Filmin en hoş cümlelerinden biri de :

- Zaman nedir?
- Dedeme göre zaman bir çocukmuş ve sahilde iskambil oynarmış.


Ve işte filmin kalbi: 

- Yarın ne kadar sürecek Anna?
- Sonsuzluk ve bir gün.


        Keşke sevince zamanında kıymet bilsek, pişman olmasak hiç. Çok buruk bir filmdi. Niye ağlatıyorsunuz beni kitaplar ve filmler? Neyse konumuz film değil zaten, Aşkın Yüz Ölçümü. Film bonus oldu. 



               Türk filmi tadında, masalsı bir hikaye de var kitapta. Zeynep ve Çınar 'ın hikayesi. Kadir İnanır ile Fatma Girik 'in Kambur filmi tadında. Böyle aşklara inancım kalmadı gerçi. Masal diye okudum bu kısmı. Aşk da bir masal zaten. Bir varmış bir yokmuş gibi... 



... Bu kadar mı geniş enler? Oysa biz enleri iyi bilirdik de, nereden bilirdik kötünün başına da en koyulunca genişleyeceğini, bu yayılmanın hayatımızı imkânsızlaştırıp bizim de bu imkânsızdan besleneceğimizi? 

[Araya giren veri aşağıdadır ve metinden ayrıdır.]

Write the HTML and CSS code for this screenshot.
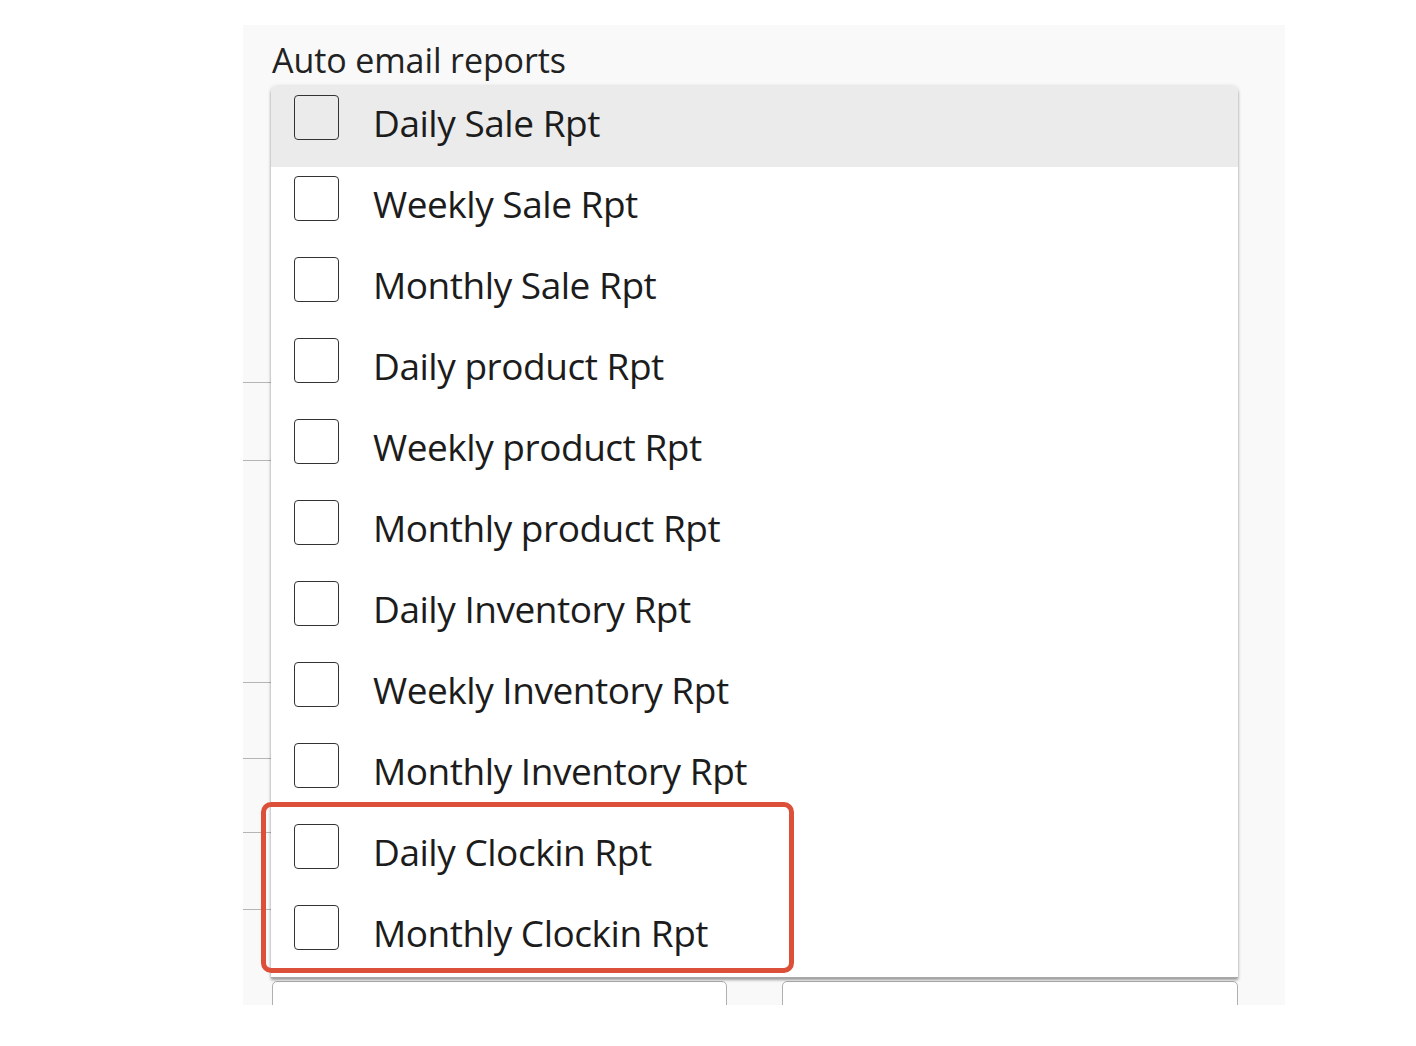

...Pas tutmuş özlemler yeniden parlatılmayı beklerken, hepsi ne kadar çıplak. Unutmak... Zamanla, zamana yayarak unutmak. Sürgün etmek tüm kuşları en soğuğa, acımasızca parçalamak düşleri ve en acımasız şekilde bitirmek umutları. Sahi ya, umut kadar karaktersiz bir yanılma biçimi var mı bu hayatta? ''Ya öyleyse'' diyerek, ''belki'' diyerek ya da ''çünkü'' diyerek unutmayı pas geçmek... Hangisi benimdi, hangisi senindi? Umut benimse umudum neden sendi? Sende olanın bana oluru ne idi? Oradan bakınca 6, buradan bakınca 9 görüneni beraber bakarak nasıl 1 yapabilirdik? Dedik ya, umut işte... 



... Şiirin sıvı haliydi gözyaşları; doluya koysan almayan, boşa koysan doldurmayan... Hep mi hüzündü mayası? Cehennemde bile yoktu böyle bir zulüm, sol yanım yanarken sağ yanım buz kesiyordu. 



...Koşarken ayağına batanları, kolunu çizenleri, burnunu kanatanları, hatta gözlerini kör edenleri umursamazsın âşıkken. Saldıladığın adrenalin, acıyı hissetmene engel olur çünkü. Ama ne zaman ki aşkı öldürüp gömersin; işte o zaman o adrenalin de ölür, daha önce yaralanan yerler kanamaya, acımaya başlar. Görmezden gelmeye çalışırsın, yaran kanadıkça biraz daha toprak atarsın aşkın üzerine, daha da derinlere gömülsün diye. Tutunacak bir şeyler ararsın, küçük mutluluklara sığınırsın. Arkadaşlarla zaman geçirmek, kitap okumak, yeni insanlarla tanışmak, bir kahve içmek iyi hissettirir kendini. Kafa dağıtmak değildir bununadı; bu, dağılan hatıraları toparlayıp yoktan var etme çabasıdır. Çünkü aşkın tasviri onun kendisidir sadece. Anılar da tıpkı aşk gibi görünmezdir, ama yaşanmışlıklardan beslenir.



... Gitmesini göze alabildin, tamam. Peki, ya dönerse? Bunu hiç düşündün mü?



... Nokta sonu belirtse de, yeni bir cümleye de ancak bu noktayı koyduktan sonra başlanabilecektir. İnsanın içindeki derin sızı, ruhu yeni bir aydınlanma içine sokarken, sürrealist bir yaşamın da kapılarını aralamaya başlar.Bundan sonra olacaklar bir savruluş gibi görünse de, aslında insanın kendini fark ediş virgülündeki en güzel şeydir pişmanlık.



... İnsan, her zaman bir kafesin ardında yaşar, bu kafesi kırıp dışarı çıkmanın bedeli ölümdür. Çünkü kimse kendi göğüs kafesini kırıp dışarı çıkmayı başaramaz. Aşk da tam olarak oradadır işte ve bir tek o kafesi kırmadan göç edebilir başka yüreklere.


... Kaybettiklerinin sana kazandırabileceği bir gerçek varsa, o hiç olmayana olan ihtiyaç. İnsan bazen hiç tanımadığı birine ihtiyaç duyar, boşlukta bıraktığı sorularının cevabını alabilmek için.


... Sonsuzluğuna yuvarlıyorum içkimi yorgunca. ''Sana'' derken dolu, ''bana'' derken boş bardağın dibine bakıyorum.





        
               İşte böyle. Neler neler var daha. Kısacık ama benim için çok dolu bir kitap. Kendim yazmışım gibi kendimi bulduğum, şaşırtıcı bir okuma oldu benim için. Şimdi ben bu kitabı ara ara özlerim. :) 




  Bu şarkıyı çok severim. Dursun burada.
              





 Bu da dursun. Bazen en güzeli uzaktan sevebilmek olmuyor mu zaten? Ragıp Savaş'ı da çok severim zaten. 




Aşk güzel bir duygu sanırım, mutlu oluyorsun aşkıyaşarsan hakkıyla... Yaşayamazsan da adamı bazen yazar bazen şair ama genelde bilge yapıyor. Aşkzedelere sevgilerle.